Bernini, grande scenografo barocco, aveva addirittura ricreato in scultura delle fiamme che un tempo si scagliavano dalla freccia dell’angelo. Oggi, queste frecce non ci sono più. Rimane solo il dardo dorato e splendente. Ma l’attenzione dello spettatore è anche catalizzata dai due palchetti che si affacciano  a destra e a sinistra del magnifico gruppo scultoreo. Sono veri e propri palchi di teatro, “abitati” da spettatori che assistono a questa messa in scena dell’estasi.   

Sono i familiari del cardinal Cornaro ad essere raffigurati. Il tutto è racchiuso da un arco scenico che rappresenta - con stucchi e affreschi - la gloria dello Spirito Santo. 

Il gruppo scultoreo è stato fonte d'ispirazione per molti critici d’arte, teologi e  scrittori come Bataille, il marchese De Sade, Veuillot e addirittura per musicisti. Sarà Pietro Mascagni, infatti, a creare nel 1923 una composizione per orchestra dal titolo Contemplando la Santa Teresa del Bernini. 

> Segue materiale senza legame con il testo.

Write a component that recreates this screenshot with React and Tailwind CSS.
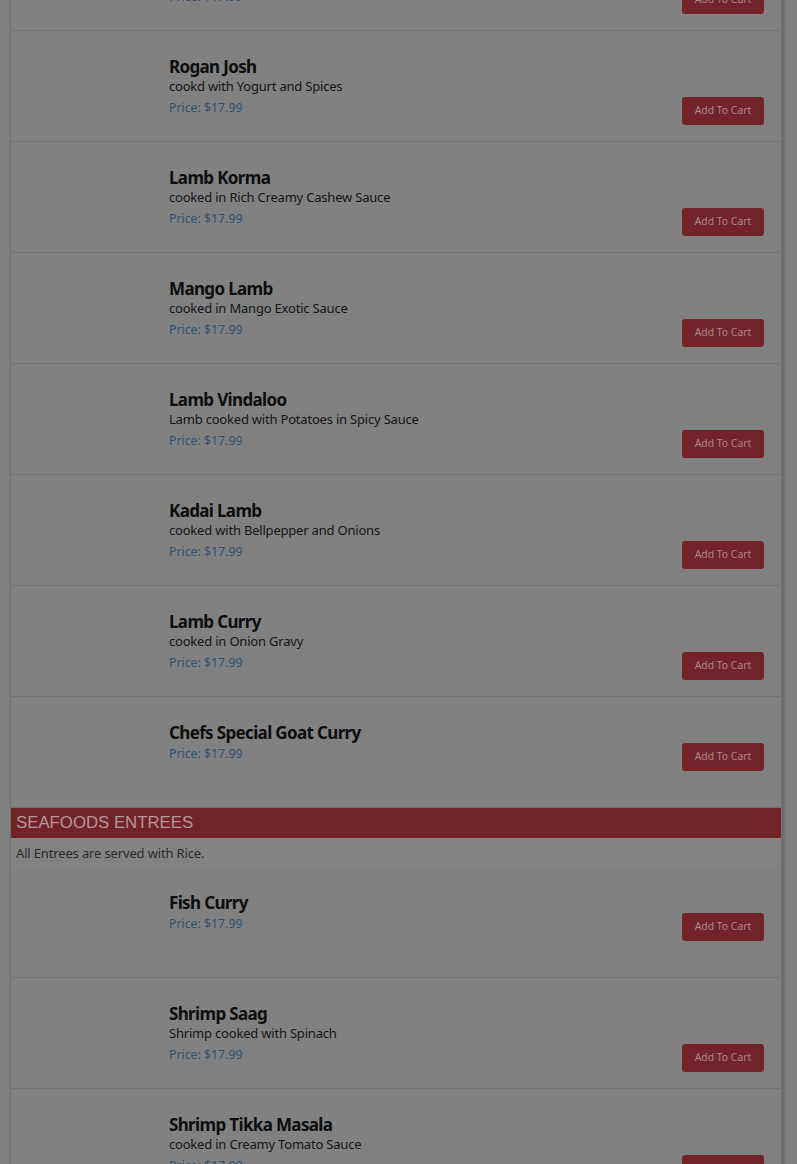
const lamb = [
  { name: "Rogan Josh", desc: "cookd with Yogurt and Spices" },
  { name: "Lamb Korma", desc: "cooked in Rich Creamy Cashew Sauce" },
  { name: "Mango Lamb", desc: "cooked in Mango Exotic Sauce" },
  { name: "Lamb Vindaloo", desc: "Lamb cooked with Potatoes in Spicy Sauce" },
  { name: "Kadai Lamb", desc: "cooked with Bellpepper and Onions" },
  { name: "Lamb Curry", desc: "cooked in Onion Gravy" },
  { name: "Chefs Special Goat Curry" },
];

const seafood = [
  { name: "Fish Curry" },
  { name: "Shrimp Saag", desc: "Shrimp cooked with Spinach" },
  { name: "Shrimp Tikka Masala", desc: "cooked in Creamy Tomato Sauce" },
];

function MenuItem({ item }) {
  return (
    <div className="flex h-[111px] shrink-0 border-b border-[#737373]">
      <div className="w-[158px] shrink-0" />
      <div className="flex-1 pr-4 pt-[25px]">
        <h3 className="text-[17px] font-bold leading-[21px] tracking-[-0.65px] text-[#0d0d0d]">{item.name}</h3>
        {item.desc && (
          <p className="-mt-[1px] text-[13px] leading-[20px] tracking-[-0.2px] text-[#141414]">{item.desc}</p>
        )}
        <div className={`flex items-start justify-between ${item.desc ? "mt-[2px]" : "mt-[1px]"}`}>
          <span className="text-[12.3px] leading-[20px] text-[#33506d]">Price: $17.99</span>
          <button
            type="button"
            className="mr-[1px] -mt-[1px] h-[28px] w-[82px] rounded-[3px] bg-[#73242a] text-[10.4px] text-[#a8898c]"
          >
            Add To Cart
          </button>
        </div>
      </div>
    </div>
  );
}

export default function App() {
  return (
    <div
      className="min-h-screen overflow-hidden bg-[#7f7f7f] pl-[10px]"
      style={{ fontFamily: '"Noto Sans", "Open Sans", sans-serif' }}
    >
      <div className="-mt-[80px] flex h-[1260px] w-[772px] flex-col border-x border-[#727272] bg-[#818181] shadow-[2px_0_3px_rgba(0,0,0,0.2)]">
        <MenuItem item={{ name: "Saag Lamb", desc: "cooked with Spinach" }} />
        {lamb.map(item => (
          <MenuItem key={item.name} item={item} />
        ))}

        {/* Seafood section */}
        <div className="flex h-[30px] shrink-0 items-center bg-[#722327] px-[5px]">
          <h2
            className="text-[16.8px] uppercase text-[#b4979a]"
            style={{ fontFamily: '"Liberation Sans", Arial, sans-serif' }}
          >
            Seafoods Entrees
          </h2>
        </div>
        <div className="flex h-[29px] shrink-0 items-center bg-[#838383] px-[5px] pt-[3px]">
          <p className="text-[13px] tracking-[-0.15px] text-[#2b2b2b]">All Entrees are served with Rice.</p>
        </div>
        {seafood.map(item => (
          <MenuItem key={item.name} item={item} />
        ))}
      </div>
    </div>
  );
}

Attualmente è in corso il restauro degli stucchi di questa meravigliosa cappella che rimane una delle più belle testimonianze del Barocco romano. Da oggi, finalmente, Santa Maria della Vittoria è riaperta al culto, in occasione della festa della santa spagnola. I fedeli e i turisti potranno così ammirare, nuovamente, uno dei capolavori indiscussi di Gian Lorenzo Bernini, l’artista che Papa Urbano VIII definì “huomo raro, ingegno sublime, e nato per disposizione divina, e per gloria di Roma a portar luce al secolo”.